By Michael Tamblyn
I love the Danforth. It’s everything that is great about Toronto. Walking east from Broadview on a Saturday or Sunday night in the summer, the living city is right out there to see: bars are full, cafes spill out onto sidewalks, doors and windows are open. Old husbands and wives sit on benches with grandchildren — a night off for some lucky parents — and teens move in laughing clutches. I’m sure it was like that last night.
If you spend any time in the city, you have had at least one good night on the Danforth. There has been a great bar night. Or a decent souvlaki. A birthday party with flaming ouzo and singing waiters. So you, like me, have a picture in your head of what that street looks like on a good day.

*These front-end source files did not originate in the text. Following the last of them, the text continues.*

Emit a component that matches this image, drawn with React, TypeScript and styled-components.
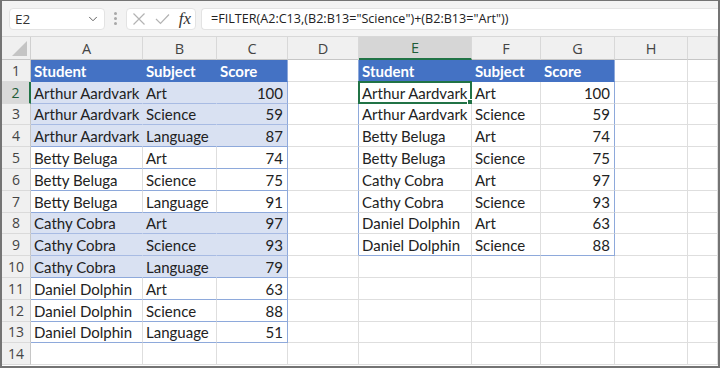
import React from "react";
import styled, { createGlobalStyle } from "styled-components";
import { ChevronDown } from "lucide-react";

const GlobalStyle = createGlobalStyle`
  * { box-sizing: border-box; }
  body {
    margin: 0;
    background: #ffffff;
    font-family: "Open Sans", "Noto Sans", sans-serif;
  }
`;

const BLUE = "#4472c4";
const BAND = "#d9e1f2";
const TABLE_LINE = "#8ea9db";
const BAND_LINE = "#a8bbe3";
const GRID = "#dedede";
const GREEN = "#217346";

const Frame = styled.div`
  width: 720px;
  height: 368px;
  border: 2px solid #747474;
  border-top-width: 1px;
  overflow: hidden;
  background: #fff;
`;

const FormulaBar = styled.div`
  display: flex;
  align-items: center;
  height: 36px;
  padding: 0 0 0 7px;
  background: #f3f3f3;
  border-bottom: 1px solid #d8d8d8;
`;

const NameBox = styled.div`
  display: flex;
  align-items: center;
  justify-content: space-between;
  width: 96px;
  height: 22px;
  padding: 0 4px 0 5px;
  background: #fff;
  border: 1px solid #e3e3e3;
  border-radius: 4px;
  font-size: 13.5px;
  color: #333;
`;

const Grip = styled.div`
  display: flex;
  flex-direction: column;
  gap: 2px;
  margin: 0 9px 0 9px;
  span {
    width: 3px;
    height: 3px;
    border-radius: 50%;
    background: #a8a8a8;
  }
`;

const FxBox = styled.div`
  display: flex;
  align-items: center;
  justify-content: space-between;
  width: 70px;
  height: 22px;
  padding: 0 2px 0 5px;
  background: #fff;
  border: 1px solid #e3e3e3;
  border-radius: 4px;
`;

const FxText = styled.span`
  font-family: "Liberation Serif", serif;
  font-style: italic;
  font-size: 17px;
  color: #333;
  padding-right: 2px;
`;

const FormulaInput = styled.div`
  flex: 1;
  display: flex;
  align-items: center;
  height: 22px;
  margin-left: 5px;
  padding-left: 9px;
  background: #fff;
  border: 1px solid #e3e3e3;
  border-right: none;
  border-radius: 4px 0 0 4px;
  font-size: 12.6px;
  color: #222;
  white-space: nowrap;
`;

const Sheet = styled.div`
  display: grid;
  grid-template-columns: 29px 112px 74px 71px 71px 113px 69px 74px 73px 1fr;
  grid-template-rows: 23px repeat(14, 21.8px);
`;

const Corner = styled.div`
  position: relative;
  background: #f0f0f0;
  border-right: 1px solid #d0d0d0;
  border-bottom: 1px solid #c6c6c6;
  &::after {
    content: "";
    position: absolute;
    right: 3px;
    bottom: 3px;
    border-style: solid;
    border-width: 0 0 15px 15px;
    border-color: transparent transparent #c4c4c4 transparent;
  }
`;

const ColHead = styled.div<{ $active?: boolean }>`
  display: flex;
  align-items: center;
  justify-content: center;
  background: ${(p) => (p.$active ? "#d6d6d6" : "#f0f0f0")};
  border-right: 1px solid #d8d8d8;
  border-bottom: ${(p) => (p.$active ? `2px solid ${GREEN}` : "1px solid #c6c6c6")};
  font-size: 14.5px;
  color: ${(p) => (p.$active ? "#1e5c38" : "#444")};
`;

const RowHead = styled.div<{ $active?: boolean }>`
  display: flex;
  align-items: center;
  justify-content: center;
  background: ${(p) => (p.$active ? "#d9d9d9" : "#f0f0f0")};
  border-right: ${(p) => (p.$active ? `2px solid ${GREEN}` : "1px solid #c6c6c6")};
  border-bottom: 1px solid #dadada;
  font-size: 14px;
  color: ${(p) => (p.$active ? "#1e5c38" : "#444")};
`;

type CellProps = {
  $bg: string;
  $color: string;
  $bold: boolean;
  $right: boolean;
  $br: string;
  $bb: string;
  $selected: boolean;
};

const Cell = styled.div<CellProps>`
  position: relative;
  display: flex;
  align-items: center;
  justify-content: ${(p) => (p.$right ? "flex-end" : "flex-start")};
  padding: 1px 4px 0 3px;
  background: ${(p) => p.$bg};
  border-right: 1px solid ${(p) => p.$br};
  border-bottom: 1px solid ${(p) => p.$bb};
  font-family: "Lato", "Liberation Sans", sans-serif;
  font-size: 15px;
  font-weight: ${(p) => (p.$bold ? 700 : 400)};
  color: ${(p) => p.$color};
  white-space: nowrap;
  overflow: visible;
  ${(p) =>
    p.$selected &&
    `
    &::before {
      content: "";
      position: absolute;
      left: -1px;
      top: -1px;
      right: -1px;
      bottom: -1px;
      border: 2px solid ${GREEN};
    }
    &::after {
      content: "";
      position: absolute;
      right: -4px;
      bottom: -4px;
      width: 6px;
      height: 6px;
      background: ${GREEN};
      border: 1px solid #fff;
    }
  `}
`;

type Row = [string, string, number];

const source: Row[] = [
  ["Arthur Aardvark", "Art", 100],
  ["Arthur Aardvark", "Science", 59],
  ["Arthur Aardvark", "Language", 87],
  ["Betty Beluga", "Art", 74],
  ["Betty Beluga", "Science", 75],
  ["Betty Beluga", "Language", 91],
  ["Cathy Cobra", "Art", 97],
  ["Cathy Cobra", "Science", 93],
  ["Cathy Cobra", "Language", 79],
  ["Daniel Dolphin", "Art", 63],
  ["Daniel Dolphin", "Science", 88],
  ["Daniel Dolphin", "Language", 51],
];

const filtered = source.filter((r) => r[1] === "Science" || r[1] === "Art");
const banded = [0, 1, 2, 6, 7, 8];
const headers = ["Student", "Subject", "Score"];
const letters = ["A", "B", "C", "D", "E", "F", "G", "H", ""];

type CellData = {
  text: string;
  bg: string;
  color: string;
  bold: boolean;
  right: boolean;
  br: string;
  bb: string;
  selected: boolean;
};

function buildCell(r: number, c: number): CellData {
  const cell: CellData = {
    text: "",
    bg: "#fff",
    color: "#222",
    bold: false,
    right: false,
    br: GRID,
    bb: GRID,
    selected: false,
  };

  // source table, A1:C13
  if (c <= 2 && r <= 12) {
    if (r === 0) {
      cell.text = headers[c];
      cell.bg = BLUE;
      cell.color = "#fff";
      cell.bold = true;
      cell.br = BLUE;
      cell.bb = BLUE;
    } else {
      const row = source[r - 1];
      const band = banded.includes(r - 1);
      cell.text = String(row[c]);
      cell.right = c === 2;
      cell.bg = band ? BAND : "#fff";
      cell.br = band ? BAND : GRID;
      const nextBand = banded.includes(r);
      cell.bb = band && nextBand ? BAND_LINE : TABLE_LINE;
    }
    if (c === 2) cell.br = TABLE_LINE;
  }

  // left edge of the spill table
  if (c === 3 && r <= 8) cell.br = TABLE_LINE;

  // spill result, E1:G9
  if (c >= 4 && c <= 6 && r <= 8) {
    const k = c - 4;
    if (r === 0) {
      cell.text = headers[k];
      cell.bg = BLUE;
      cell.color = "#fff";
      cell.bold = true;
      cell.br = BLUE;
      cell.bb = BLUE;
    } else {
      cell.text = String(filtered[r - 1][k]);
      cell.right = k === 2;
      cell.bb = r === 8 ? TABLE_LINE : GRID;
      cell.selected = r === 1 && k === 0;
    }
    if (k === 2) cell.br = TABLE_LINE;
  }
  return cell;
}

const XIcon = () => (
  <svg width="14" height="14" viewBox="0 0 14 14">
    <path d="M1.5 1.5 L12.5 12.5 M12.5 1.5 L1.5 12.5" stroke="#b3b3b3" strokeWidth="1.2" fill="none" />
  </svg>
);

const CheckIcon = () => (
  <svg width="15" height="12" viewBox="0 0 15 12">
    <path d="M1 6 L5.5 10.5 L14 1.5" stroke="#b3b3b3" strokeWidth="1.2" fill="none" />
  </svg>
);

export default function App() {
  const rows = Array.from({ length: 14 }, (_, r) => r);
  const cols = Array.from({ length: 9 }, (_, c) => c);
  return (
    <>
      <GlobalStyle />
      <Frame>
        <FormulaBar>
          <NameBox>
            E2
            <ChevronDown size={14} strokeWidth={1.6} color="#555" />
          </NameBox>
          <Grip>
            <span />
            <span />
            <span />
          </Grip>
          <FxBox>
            <XIcon />
            <CheckIcon />
            <FxText>fx</FxText>
          </FxBox>
          <FormulaInput>=FILTER(A2:C13,(B2:B13="Science")+(B2:B13="Art"))</FormulaInput>
        </FormulaBar>
        <Sheet>
          <Corner />
          {letters.map((l, i) => (
            <ColHead key={i} $active={l === "E"}>
              {l}
            </ColHead>
          ))}
          {rows.map((r) => (
            <React.Fragment key={r}>
              <RowHead $active={r === 1}>{r + 1}</RowHead>
              {cols.map((c) => {
                const d = buildCell(r, c);
                return (
                  <Cell
                    key={c}
                    $bg={d.bg}
                    $color={d.color}
                    $bold={d.bold}
                    $right={d.right}
                    $br={d.br}
                    $bb={d.bb}
                    $selected={d.selected}
                  >
                    {d.text}
                  </Cell>
                );
              })}
            </React.Fragment>
          ))}
        </Sheet>
      </Frame>
    </>
  );
}
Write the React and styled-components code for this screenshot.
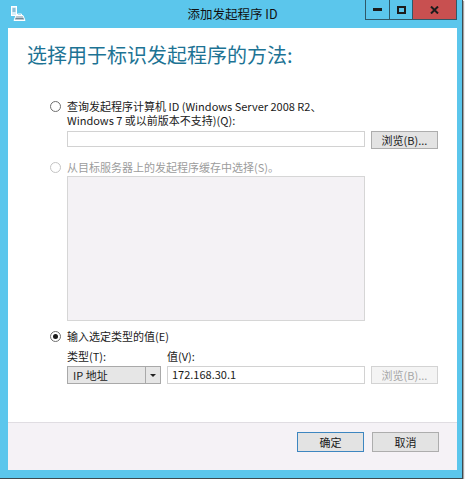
import React from "react";
import styled, { createGlobalStyle } from "styled-components";

const GlobalStyle = createGlobalStyle`
  html, body {
    margin: 0;
    padding: 0;
    background: #ffffff;
  }
  body {
    font-family: "Noto Sans CJK SC", "Liberation Sans", sans-serif;
    font-size: 11px;
    color: #1a1a1a;
  }
`;

const Window = styled.div`
  width: 463px;
  height: 479px;
  box-sizing: border-box;
  background: #5bc6ec;
  border-right: 1px solid #3d4a50;
  border-bottom: 1px solid #3d4a50;
  box-shadow: 1px 1px 1px rgba(0, 0, 0, 0.35);
  padding: 0 5px 8px 8px;
  display: flex;
  flex-direction: column;
`;

const TitleBar = styled.div`
  height: 28px;
  flex: none;
  display: grid;
  grid-template-columns: 1fr auto 1fr;
  align-items: start;
`;

const AppIcon = styled.div`
  padding: 6px 0 0 2px;
  line-height: 0;
`;

const Title = styled.div`
  font-size: 12.5px;
  line-height: 28px;
  color: #111;
`;

const Caption = styled.div`
  justify-self: end;
  display: flex;
  height: 19px;
  border: 1px solid #2f5868;
  border-top: none;
`;

const CapBtn = styled.div`
  width: ${(p) => p.$w}px;
  height: 19px;
  background: ${(p) => (p.$close ? "#c85050" : "#5bc6ec")};
  border-left: ${(p) => (p.$first ? "none" : "1px solid #2f5868")};
  display: flex;
  align-items: center;
  justify-content: center;
`;

const Client = styled.div`
  flex: 1;
  background: #ffffff;
  display: flex;
  flex-direction: column;
`;

const Body = styled.div`
  flex: 1;
  padding: 13px 0 0 19px;
  display: flex;
  flex-direction: column;
`;

const Heading = styled.h1`
  margin: 0;
  font-size: 20px;
  line-height: 28px;
  font-weight: 400;
  color: #1d7394;
`;

const Option = styled.div`
  margin-left: 23px;
  margin-top: ${(p) => p.$top}px;
  display: grid;
  grid-template-columns: 17px 1fr;
`;

const Radio = styled.span`
  width: 9px;
  height: 9px;
  margin-top: 2px;
  border-radius: 50%;
  border: 1px solid ${(p) => (p.$disabled ? "#c4c4c4" : "#6e6e6e")};
  background: #fff;
  display: flex;
  align-items: center;
  justify-content: center;
  &::after {
    content: "";
    width: 5px;
    height: 5px;
    border-radius: 50%;
    background: ${(p) => (p.$checked ? "#1a1a1a" : "transparent")};
  }
`;

const Label = styled.div`
  line-height: 14px;
  color: ${(p) => (p.$disabled ? "#9c9c9c" : "#1a1a1a")};
`;

const Panel = styled.div`
  grid-column: 2;
`;

const Row = styled.div`
  display: flex;
  align-items: flex-start;
  gap: ${(p) => p.$gap || 6}px;
  margin-top: ${(p) => p.$top || 0}px;
`;

const TextBox = styled.div`
  width: ${(p) => p.$w}px;
  height: ${(p) => p.$h || 16}px;
  box-sizing: border-box;
  border: 1px solid #d2d2d2;
  background: #fff;
  padding: 0 4px;
  line-height: 15px;
  color: #1a1a1a;
`;

const Button = styled.div`
  width: ${(p) => p.$w || 67}px;
  height: ${(p) => p.$h || 18}px;
  box-sizing: border-box;
  border: 1px solid ${(p) => (p.$default ? "#3d86c0" : p.$disabled ? "#d3d3d3" : "#adadad")};
  background: ${(p) => (p.$disabled ? "#f4f4f4" : "#e3e3e3")};
  color: ${(p) => (p.$disabled ? "#a6a6a6" : "#1a1a1a")};
  display: flex;
  align-items: center;
  justify-content: center;
`;

const ListBox = styled.div`
  width: 298px;
  height: 145px;
  margin-top: 2px;
  box-sizing: border-box;
  border: 1px solid #d6d6d6;
  background: #f4f2f5;
`;

const FieldCol = styled.div`
  display: flex;
  flex-direction: column;
  gap: 3px;
`;

const Combo = styled.div`
  width: 94px;
  height: 18px;
  box-sizing: border-box;
  border: 1px solid #a9a9a9;
  background: #e6e6e6;
  display: grid;
  grid-template-columns: 1fr 15px;
`;

const ComboText = styled.span`
  padding-left: 5px;
  line-height: 16px;
`;

const ComboArrow = styled.span`
  border-left: 1px solid #a9a9a9;
  display: flex;
  align-items: center;
  justify-content: center;
  &::after {
    content: "";
    border-left: 3px solid transparent;
    border-right: 3px solid transparent;
    border-top: 3px solid #222;
  }
`;

const Footer = styled.div`
  flex: none;
  height: 38px;
  border-top: 1px solid #e0dde2;
  background: #f5f2f6;
  display: flex;
  justify-content: flex-end;
  align-items: flex-start;
  gap: 8px;
  padding: 9px 18px 0 0;
`;

const ServerIcon = () => (
  <svg width="16" height="16" viewBox="0 0 16 16">
    <rect x="1.5" y="0.5" width="5" height="9" fill="#d8eef8" stroke="#ffffff" />
    <line x1="2.5" y1="3" x2="5.5" y2="3" stroke="#3f8fb5" />
    <line x1="2.5" y1="5" x2="5.5" y2="5" stroke="#3f8fb5" />
    <path d="M4 14.5 L6 9.5 H13 L15 14.5 Z" fill="#b9c6cf" stroke="#ffffff" />
    <path d="M7.5 9.5 V8 H11.5 V9.5" fill="none" stroke="#ffffff" />
    <line x1="5.5" y1="12.5" x2="13.5" y2="12.5" stroke="#6e8796" />
  </svg>
);

export default function App() {
  return (
    <>
      <GlobalStyle />
      <Window>
        <TitleBar>
          <AppIcon>
            <ServerIcon />
          </AppIcon>
          <Title>添加发起程序 ID</Title>
          <Caption>
            <CapBtn $w={23} $first>
              <svg width="9" height="3"><rect width="9" height="3" fill="#1c1c1c" /></svg>
            </CapBtn>
            <CapBtn $w={22}>
              <svg width="9" height="8"><rect x="1" y="1" width="7" height="6" fill="none" stroke="#1c1c1c" strokeWidth="2" /></svg>
            </CapBtn>
            <CapBtn $w={43} $close>
              <svg width="9" height="8" viewBox="0 0 9 8">
                <path d="M1 0.5 L8 7.5 M8 0.5 L1 7.5" stroke="#1c1c1c" strokeWidth="2" />
              </svg>
            </CapBtn>
          </Caption>
        </TitleBar>

        <Client>
          <Body>
            <Heading>选择用于标识发起程序的方法:</Heading>

            <Option $top={30}>
              <Radio />
              <Label>
                查询发起程序计算机 ID (Windows Server 2008 R2、
                <br />
                Windows 7 或以前版本不支持)(Q):
              </Label>
              <Panel>
                <Row $top={4} $gap={6}>
                  <TextBox $w={298} />
                  <Button>浏览(B)...</Button>
                </Row>
              </Panel>
            </Option>

            <Option $top={11}>
              <Radio $disabled />
              <Label $disabled>从目标服务器上的发起程序缓存中选择(S)。</Label>
              <Panel>
                <ListBox />
              </Panel>
            </Option>

            <Option $top={8}>
              <Radio $checked />
              <Label>输入选定类型的值(E)</Label>
              <Panel>
                <Row $top={6} $gap={6}>
                  <FieldCol>
                    <Label>类型(T):</Label>
                    <Combo>
                      <ComboText>IP 地址</ComboText>
                      <ComboArrow />
                    </Combo>
                  </FieldCol>
                  <FieldCol>
                    <Label>值(V):</Label>
                    <TextBox $w={198} $h={18}>172.168.30.1</TextBox>
                  </FieldCol>
                  <FieldCol>
                    <Label>&nbsp;</Label>
                    <Button $disabled>浏览(B)...</Button>
                  </FieldCol>
                </Row>
              </Panel>
            </Option>
          </Body>

          <Footer>
            <Button $h={20} $default>确定</Button>
            <Button $h={20}>取消</Button>
          </Footer>
        </Client>
      </Window>
    </>
  );
}
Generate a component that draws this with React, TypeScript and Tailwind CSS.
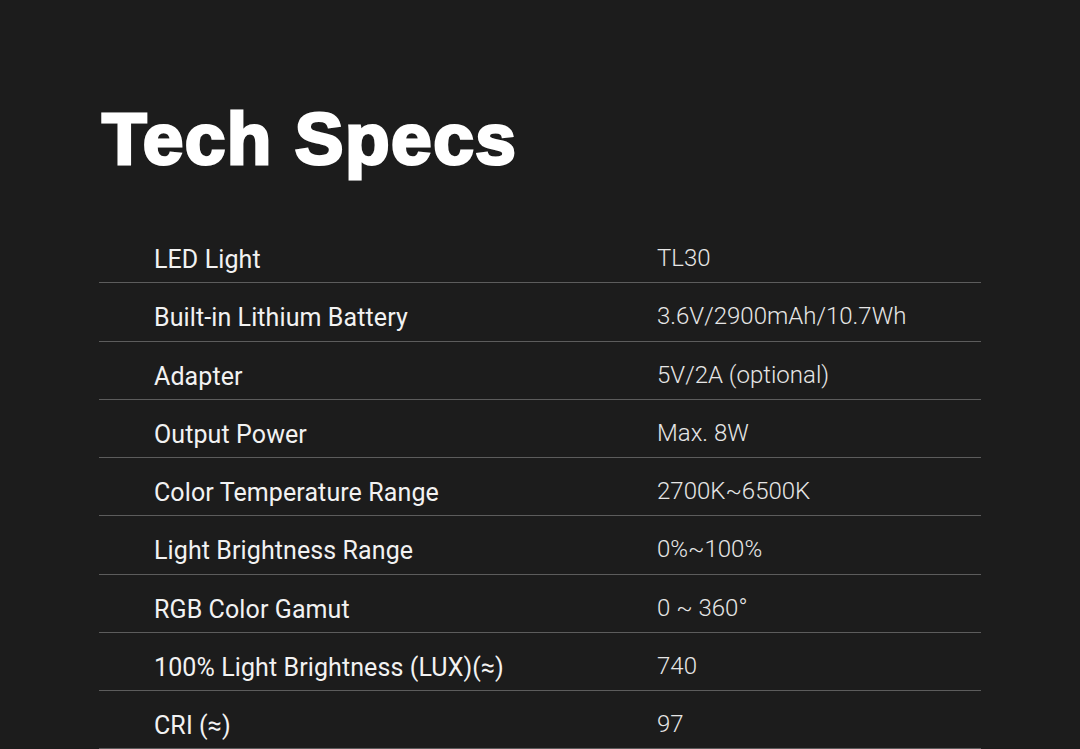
const specs: [string, string][] = [
  ["LED Light", "TL30"],
  ["Built-in Lithium Battery", "3.6V/2900mAh/10.7Wh"],
  ["Adapter", "5V/2A (optional)"],
  ["Output Power", "Max. 8W"],
  ["Color Temperature Range", "2700K~6500K"],
  ["Light Brightness Range", "0%~100%"],
  ["RGB Color Gamut", "0 ~ 360°"],
  ["100% Light Brightness (LUX)(≈)", "740"],
  ["CRI (≈)", "97"],
];

export default function App() {
  return (
    <div className="min-h-screen w-full bg-[#1c1c1c] text-white">
      <div className="ml-[99px] w-[882px] pt-[102px]">
        <h1 className="pl-[3px] font-['Liberation_Sans',Arial,sans-serif] text-[73px] font-bold leading-[74px] tracking-[1.5px] text-white [-webkit-text-stroke:3px_#ffffff]">
          Tech Specs
        </h1>
        <div className="mt-[49px]">
          {specs.map(([label, value]) => (
            <div
              key={label}
              className="grid grid-cols-[558px_1fr] border-b border-[#5c5c5c] pt-[21px] pb-[8.25px]"
            >
              <div className="pl-[55px] font-[Roboto] text-[25px] leading-[28px] font-normal tracking-[0.1px] text-[#f2f2f2]">
                {label}
              </div>
              <div className="-mt-[2px] font-[Roboto] text-[24px] leading-[28px] font-light text-[#e6e6e6]">
                {value}
              </div>
            </div>
          ))}
        </div>
      </div>
    </div>
  );
}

Now it’s all police tape and emergency vehicles. News trucks. The universal signs of bad happenings. And I’m faced with that bizarre, awful experience of overlaying the two sets of images. Happy over terrible. A restaurant I’ve been to now with the windows blown out. A place I bought late night ice cream for my youngest son now with blood in front of it.
We are new at this. I am new at this. This city, this country doesn’t have much practice with violence like this. We like to believe it’s because we are good. Because of our traditions of inclusion and diversity, firearms policies, and so on. And that is true. Policy can’t guarantee against nightmares, but it can lessen the likelihood. We have also been lucky. Because as we saw last night, it only takes one person to make a nightmare.
Fear, power, attention and death. We don’t know who this person is yet or what his goal was. But it was wanting those four things in some measure. Mental illness, anger, terrorism — the machinery of media and investigation means we’ll probably know in a matter of hours what his aims were, but it will boil down to those ugly ingredients one way or another. Death he got, in terrible measure. But we can deny him the rest. There was fear in the moment, and its terrible aftershocks for the wounded, the survivors, bystanders, neighbours. The rest of us can do our best not to be gripped by fear, shaped or twisted by it. That goes a long way to denying him power as well. We can refuse to let him build a snarled, ugly place in the back of our minds, where anxiety and fear make his memory loom large. For me anyway, my memory and effort and attention are for the victims, their families grieving or grateful or in long, worried nights in hospitals. And gratitude to first responders who kept it from being worse and provided help, and for bystanders who did the same. In the aftermath, we see how good outnumbers evil.
As for attention, I give him nothing. He’s a zero. An empty space. In a logical world, his name would never again be mentioned, his picture never shown. Nothing about him would be saved. But it isn’t a logical world, so I am sure we will soon know all about him and he may get some of what he wanted, the blaze of reflected light that is media coverage. But I give him nothing.
If you are suffering or worried or fearful today, we are here for you. Let your manager or your co-worker know, or stop by Employee Experience to have a chat. Talk with friends, support each other, or talk to one of our counsellors that we have on call.
What I will do is go back to the Danforth. I will kiss my wife, who was going to be there last night but changed plans. And my kids, just because. And send my relief and sympathy to friends who live nearby who are frightened but safe. But as soon as I’m back in town, I’ll go back and eat ice cream on a summer night in the Danforth.